Evaluating Uncertainty Quantification in End-to-End Autonomous Driving Control

TL;DR

This paper investigates how real-time uncertainty measures from deep neural networks can predict imminent crashes in autonomous driving, enhancing safety by providing early warnings.

Contribution

It introduces evaluation techniques for uncertainty in end-to-end self-driving models and demonstrates mutual information as a promising crash predictor.

Findings

Mutual information correlates with upcoming crashes.

Uncertainty measures can predict crashes up to five seconds in advance.
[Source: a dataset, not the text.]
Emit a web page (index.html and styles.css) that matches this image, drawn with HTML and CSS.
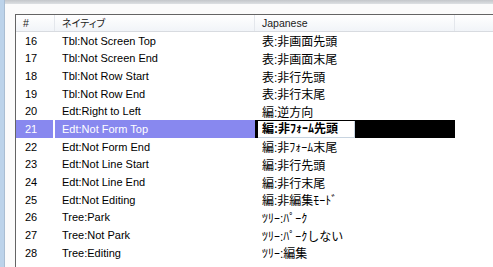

The approach works across different neural network architectures.

Abstract

A rise in popularity of Deep Neural Networks (DNNs), attributed to more powerful GPUs and widely available datasets, has seen them being increasingly used within safety-critical domains. One such domain, self-driving, has benefited from significant performance improvements, with millions of miles having been driven with no human intervention. Despite this, crashes and erroneous behaviours still occur, in part due to the complexity of verifying the correctness of DNNs and a lack of safety guarantees. In this paper, we demonstrate how quantitative measures of uncertainty can be extracted in real-time, and their quality evaluated in end-to-end controllers for self-driving cars. To this end we utilise a recent method for gathering approximate uncertainty information from DNNs without changing the network's architecture. We propose evaluation techniques for the uncertainty on two separate architectures which use the uncertainty to predict crashes up to five seconds in advance. We find that mutual information, a measure of uncertainty in classification networks, is a promising indicator of forthcoming crashes.